**What you have to do:** Without altering anything, repeat each of the records.

***** Data rows

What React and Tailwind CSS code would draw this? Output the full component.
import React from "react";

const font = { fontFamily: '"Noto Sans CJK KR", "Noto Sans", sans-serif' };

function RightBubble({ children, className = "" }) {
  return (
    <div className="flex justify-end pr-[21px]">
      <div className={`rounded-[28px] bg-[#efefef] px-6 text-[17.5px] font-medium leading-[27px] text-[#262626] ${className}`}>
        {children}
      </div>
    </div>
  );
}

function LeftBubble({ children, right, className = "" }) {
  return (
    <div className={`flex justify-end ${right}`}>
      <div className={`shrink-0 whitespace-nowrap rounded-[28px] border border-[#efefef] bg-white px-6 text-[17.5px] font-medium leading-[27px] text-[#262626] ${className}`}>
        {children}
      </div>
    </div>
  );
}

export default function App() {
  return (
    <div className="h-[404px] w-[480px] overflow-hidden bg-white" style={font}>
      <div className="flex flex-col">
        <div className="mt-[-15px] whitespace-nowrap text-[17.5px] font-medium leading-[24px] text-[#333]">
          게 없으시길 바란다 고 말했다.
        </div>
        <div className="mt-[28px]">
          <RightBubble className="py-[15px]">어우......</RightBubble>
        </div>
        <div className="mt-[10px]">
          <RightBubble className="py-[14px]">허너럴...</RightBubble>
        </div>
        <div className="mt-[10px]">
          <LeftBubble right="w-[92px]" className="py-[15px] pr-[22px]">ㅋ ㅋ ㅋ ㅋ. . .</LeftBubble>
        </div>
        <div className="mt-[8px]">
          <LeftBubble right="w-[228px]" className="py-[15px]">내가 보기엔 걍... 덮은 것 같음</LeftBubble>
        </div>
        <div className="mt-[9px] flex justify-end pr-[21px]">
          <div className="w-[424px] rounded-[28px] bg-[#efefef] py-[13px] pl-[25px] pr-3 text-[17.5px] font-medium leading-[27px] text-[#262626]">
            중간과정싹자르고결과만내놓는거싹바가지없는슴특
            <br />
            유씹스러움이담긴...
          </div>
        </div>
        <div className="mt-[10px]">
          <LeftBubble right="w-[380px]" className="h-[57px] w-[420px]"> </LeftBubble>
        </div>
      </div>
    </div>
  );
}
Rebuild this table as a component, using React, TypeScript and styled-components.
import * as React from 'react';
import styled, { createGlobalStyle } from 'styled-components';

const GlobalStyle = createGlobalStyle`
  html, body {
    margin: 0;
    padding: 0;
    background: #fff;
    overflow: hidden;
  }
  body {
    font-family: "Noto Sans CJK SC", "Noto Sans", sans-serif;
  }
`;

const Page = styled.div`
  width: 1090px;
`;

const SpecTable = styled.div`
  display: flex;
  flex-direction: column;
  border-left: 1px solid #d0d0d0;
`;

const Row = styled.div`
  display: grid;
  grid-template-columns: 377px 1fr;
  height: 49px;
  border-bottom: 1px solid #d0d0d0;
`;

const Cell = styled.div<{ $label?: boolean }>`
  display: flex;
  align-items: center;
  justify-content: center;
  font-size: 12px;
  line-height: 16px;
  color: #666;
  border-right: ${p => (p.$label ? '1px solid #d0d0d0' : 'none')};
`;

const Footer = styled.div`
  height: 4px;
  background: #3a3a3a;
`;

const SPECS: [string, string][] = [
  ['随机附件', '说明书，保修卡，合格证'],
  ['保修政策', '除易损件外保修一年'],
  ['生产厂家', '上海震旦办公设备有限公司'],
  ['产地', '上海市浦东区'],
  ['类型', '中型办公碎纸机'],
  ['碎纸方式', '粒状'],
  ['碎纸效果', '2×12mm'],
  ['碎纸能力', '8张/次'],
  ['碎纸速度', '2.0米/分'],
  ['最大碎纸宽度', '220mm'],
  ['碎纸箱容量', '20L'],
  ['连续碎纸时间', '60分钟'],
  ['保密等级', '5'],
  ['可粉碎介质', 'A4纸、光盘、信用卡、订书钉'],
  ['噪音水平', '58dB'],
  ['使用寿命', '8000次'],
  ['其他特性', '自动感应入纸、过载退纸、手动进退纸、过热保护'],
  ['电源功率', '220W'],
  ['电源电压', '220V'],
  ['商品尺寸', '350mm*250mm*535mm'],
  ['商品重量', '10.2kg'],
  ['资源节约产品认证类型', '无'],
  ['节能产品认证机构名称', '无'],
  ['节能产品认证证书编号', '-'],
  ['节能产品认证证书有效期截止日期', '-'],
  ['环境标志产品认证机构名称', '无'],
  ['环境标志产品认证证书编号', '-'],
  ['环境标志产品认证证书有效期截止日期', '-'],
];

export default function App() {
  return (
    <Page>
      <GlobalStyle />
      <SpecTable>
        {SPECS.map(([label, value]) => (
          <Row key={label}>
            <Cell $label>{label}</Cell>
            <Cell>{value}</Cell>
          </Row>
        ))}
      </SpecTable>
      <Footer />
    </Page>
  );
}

**********

**Completed exercise:**
What React and Tailwind CSS code would draw this? Output the full component.
import React from "react";

const font = { fontFamily: '"Noto Sans CJK KR", "Noto Sans", sans-serif' };

function RightBubble({ children, className = "" }) {
  return (
    <div className="flex justify-end pr-[21px]">
      <div className={`rounded-[28px] bg-[#efefef] px-6 text-[17.5px] font-medium leading-[27px] text-[#262626] ${className}`}>
        {children}
      </div>
    </div>
  );
}

function LeftBubble({ children, right, className = "" }) {
  return (
    <div className={`flex justify-end ${right}`}>
      <div className={`shrink-0 whitespace-nowrap rounded-[28px] border border-[#efefef] bg-white px-6 text-[17.5px] font-medium leading-[27px] text-[#262626] ${className}`}>
        {children}
      </div>
    </div>
  );
}

export default function App() {
  return (
    <div className="h-[404px] w-[480px] overflow-hidden bg-white" style={font}>
      <div className="flex flex-col">
        <div className="mt-[-15px] whitespace-nowrap text-[17.5px] font-medium leading-[24px] text-[#333]">
          게 없으시길 바란다 고 말했다.
        </div>
        <div className="mt-[28px]">
          <RightBubble className="py-[15px]">어우......</RightBubble>
        </div>
        <div className="mt-[10px]">
          <RightBubble className="py-[14px]">허너럴...</RightBubble>
        </div>
        <div className="mt-[10px]">
          <LeftBubble right="w-[92px]" className="py-[15px] pr-[22px]">ㅋ ㅋ ㅋ ㅋ. . .</LeftBubble>
        </div>
        <div className="mt-[8px]">
          <LeftBubble right="w-[228px]" className="py-[15px]">내가 보기엔 걍... 덮은 것 같음</LeftBubble>
        </div>
        <div className="mt-[9px] flex justify-end pr-[21px]">
          <div className="w-[424px] rounded-[28px] bg-[#efefef] py-[13px] pl-[25px] pr-3 text-[17.5px] font-medium leading-[27px] text-[#262626]">
            중간과정싹자르고결과만내놓는거싹바가지없는슴특
            <br />
            유씹스러움이담긴...
          </div>
        </div>
        <div className="mt-[10px]">
          <LeftBubble right="w-[380px]" className="h-[57px] w-[420px]"> </LeftBubble>
        </div>
      </div>
    </div>
  );
}
Rebuild this table as a component, using React, TypeScript and styled-components.
import * as React from 'react';
import styled, { createGlobalStyle } from 'styled-components';

const GlobalStyle = createGlobalStyle`
  html, body {
    margin: 0;
    padding: 0;
    background: #fff;
    overflow: hidden;
  }
  body {
    font-family: "Noto Sans CJK SC", "Noto Sans", sans-serif;
  }
`;

const Page = styled.div`
  width: 1090px;
`;

const SpecTable = styled.div`
  display: flex;
  flex-direction: column;
  border-left: 1px solid #d0d0d0;
`;

const Row = styled.div`
  display: grid;
  grid-template-columns: 377px 1fr;
  height: 49px;
  border-bottom: 1px solid #d0d0d0;
`;

const Cell = styled.div<{ $label?: boolean }>`
  display: flex;
  align-items: center;
  justify-content: center;
  font-size: 12px;
  line-height: 16px;
  color: #666;
  border-right: ${p => (p.$label ? '1px solid #d0d0d0' : 'none')};
`;

const Footer = styled.div`
  height: 4px;
  background: #3a3a3a;
`;

const SPECS: [string, string][] = [
  ['随机附件', '说明书，保修卡，合格证'],
  ['保修政策', '除易损件外保修一年'],
  ['生产厂家', '上海震旦办公设备有限公司'],
  ['产地', '上海市浦东区'],
  ['类型', '中型办公碎纸机'],
  ['碎纸方式', '粒状'],
  ['碎纸效果', '2×12mm'],
  ['碎纸能力', '8张/次'],
  ['碎纸速度', '2.0米/分'],
  ['最大碎纸宽度', '220mm'],
  ['碎纸箱容量', '20L'],
  ['连续碎纸时间', '60分钟'],
  ['保密等级', '5'],
  ['可粉碎介质', 'A4纸、光盘、信用卡、订书钉'],
  ['噪音水平', '58dB'],
  ['使用寿命', '8000次'],
  ['其他特性', '自动感应入纸、过载退纸、手动进退纸、过热保护'],
  ['电源功率', '220W'],
  ['电源电压', '220V'],
  ['商品尺寸', '350mm*250mm*535mm'],
  ['商品重量', '10.2kg'],
  ['资源节约产品认证类型', '无'],
  ['节能产品认证机构名称', '无'],
  ['节能产品认证证书编号', '-'],
  ['节能产品认证证书有效期截止日期', '-'],
  ['环境标志产品认证机构名称', '无'],
  ['环境标志产品认证证书编号', '-'],
  ['环境标志产品认证证书有效期截止日期', '-'],
];

export default function App() {
  return (
    <Page>
      <GlobalStyle />
      <SpecTable>
        {SPECS.map(([label, value]) => (
          <Row key={label}>
            <Cell $label>{label}</Cell>
            <Cell>{value}</Cell>
          </Row>
        ))}
      </SpecTable>
      <Footer />
    </Page>
  );
}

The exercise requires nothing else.